Les tours de rafting dans le Lorestân ont également des conséquences positives sur la culture et l’économie de cette province plutôt défavorisée. La création d’emplois dans différents secteurs (transport, hébergement, restauration, guides locaux, etc.), la mise en valeur des éco-lodges dans des villages reculés, ou encore la vente de produits alimentaires et artisanaux des tribus nomades constituent une source de revenus pour les habitants de cette province. Ce tourisme sportif a également des conséquences culturelles. Il permet notamment de faire connaître la culture locale des habitants – tant celle des sédentaires que des nomades de la région. Les touristes peuvent ainsi directement découvrir le mode de vie et les expressions artistiques des Lors. Entre Iraniens, cela peut avoir des effets positifs dans la correction de certains préjugés et le renforcement de la cohésion nationale, ainsi que l’amitié interculturelle entre les différentes ethnies iraniennes.
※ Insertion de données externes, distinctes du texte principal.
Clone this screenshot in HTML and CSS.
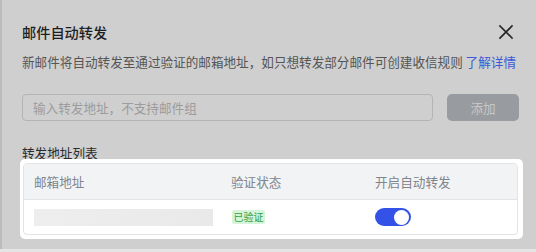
FILE: index.html
```html
<!DOCTYPE html>
<html lang="zh">
<head>
<meta charset="utf-8">
<title>邮件自动转发</title>
<link rel="stylesheet" href="styles.css">
</head>
<body>
<div class="modal">
  <div class="head">
    <h1 class="title">邮件自动转发</h1>
    <button class="close" aria-label="关闭">
      <svg width="16" height="16" viewBox="0 0 16 16"><path d="M2 2L14 14M14 2L2 14" stroke="#262626" stroke-width="1.7" fill="none" stroke-linecap="square"/></svg>
    </button>
  </div>
  <p class="desc">新邮件将自动转发至通过验证的邮箱地址，如只想转发部分邮件可创建收信规则 <a class="link">了解详情</a></p>
  <div class="form">
    <div class="input">输入转发地址，不支持邮件组</div>
    <button class="add">添加</button>
  </div>
  <div class="label">转发地址列表</div>
  <div class="spot">
    <div class="table">
      <div class="tr th">
        <div class="cell">邮箱地址</div>
        <div class="cell">验证状态</div>
        <div class="cell">开启自动转发</div>
      </div>
      <div class="tr td">
        <div class="cell"><span class="skeleton"></span></div>
        <div class="cell"><span class="badge">已验证</span></div>
        <div class="cell"><span class="switch"><span class="knob"></span></span></div>
      </div>
    </div>
  </div>
</div>
</body>
</html>
```
FILE: styles.css
```css
* { box-sizing: border-box; }
body {
  margin: 0;
  background: #e5e5e5;
  font-family: "Noto Sans CJK SC", "Noto Sans", sans-serif;
}
.modal {
  width: 536px;
  height: 249px;
  background: #cfcfcf;
  border-left: 2px solid #bcbcbc;
  padding: 22px 0 0 20px;
}
.head {
  display: flex;
  justify-content: space-between;
  align-items: center;
  height: 20px;
  margin-right: 22px;
}
.title {
  margin: 0;
  font-size: 14.2px;
  line-height: 20px;
  font-weight: 500;
  color: #1e1e1e;
}
.close {
  width: 16px;
  height: 16px;
  padding: 0;
  border: 0;
  background: none;
  display: flex;
}
.desc {
  margin: 10.5px 0 0;
  font-size: 12.6px;
  line-height: 18px;
  color: #555555;
  white-space: nowrap;
}
.link { color: #3a5bdb; }
.form {
  display: flex;
  gap: 14px;
  margin-top: 23.5px;
}
.input {
  width: 411px;
  height: 27px;
  border: 1px solid #b4b4b4;
  border-radius: 4px;
  padding-left: 10px;
  font-size: 12.6px;
  line-height: 25px;
  color: #9c9c9c;
}
.add {
  width: 72px;
  height: 27px;
  border: 0;
  border-radius: 5px;
  background: #989b9f;
  color: #c6c8cb;
  font-family: inherit;
  font-size: 12.6px;
  padding: 0;
}
.label {
  margin-top: 23px;
  font-size: 12.6px;
  line-height: 18px;
  color: #2a2a2a;
}
.spot {
  position: relative;
  margin: -3px 0 0 -2px;
  width: 503px;
  padding: 4px 5px 4px 3px;
  background: #ffffff;
  border-radius: 5px;
}
.table {
  border: 1px solid #e3e4e8;
  border-radius: 4px;
  overflow: hidden;
}
.tr {
  display: grid;
  grid-template-columns: 197px 144px 1fr;
  align-items: center;
}
.th {
  height: 36px;
  background: #f2f3f5;
  border-bottom: 1px solid #e3e4e8;
  font-size: 12.6px;
  color: #80848b;
}
.td { height: 34px; }
.cell {
  padding-left: 10px;
  display: flex;
  align-items: center;
}
.skeleton {
  display: block;
  width: 179px;
  height: 17px;
  background: linear-gradient(90deg, #eeeeee, #e9e9e9);
}
.badge {
  display: block;
  margin-left: 1px;
  width: 33px;
  height: 14px;
  border-radius: 2px;
  background: #d6f4da;
  color: #2f9f48;
  font-size: 10px;
  line-height: 14px;
  text-align: center;
}
.switch {
  display: flex;
  justify-content: flex-end;
  align-items: center;
  width: 36px;
  height: 18px;
  padding: 2px;
  border-radius: 9px;
  background: #3552e8;
}
.knob {
  width: 15px;
  height: 15px;
  border-radius: 50%;
  background: #ffffff;
}
```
Le développement de l’écotourisme a cependant ses revers. Aujourd’hui, les organisateurs iraniens de rafting, tout en encouragent leurs jeunes élèves, ne cessent de les avertir au sujet des excursions non-standardisées de rafting organisées par des non-professionnels, qui ne respectent pas les normes de sécurité. Ces dernières années, ces programmes non-professionnels ont malheureusement coûté la vie à plusieurs touristes iraniens ayant sous-estimé les dangers de ce sport. En 2016 par exemple, sont décédés Payâm Banihâshemi, un des moniteurs et champions reconnus de ce sport en Iran, ainsi qu’un secouriste de l’organisation iranienne du Croissant Rouge, alors qu’ils s’étaient jetés à l’eau pour secourir des écotouristes amateurs dans la rivière Harâz, au nord du pays.
Au-delà du respect des mesures de sécurité, il s’agit de respecter les valeurs essentielles de l’écotourisme. L’écotourisme se veut animé par une orientation responsable dans le tourisme durable et avant tout critère financier ou économique, il privilégie le respect des croyances, des dialectes et des coutumes des habitants locaux. Il s’engage aussi à strictement protéger l’écosystème et la nature de la région hôte aussi bien que son patrimoine culturel.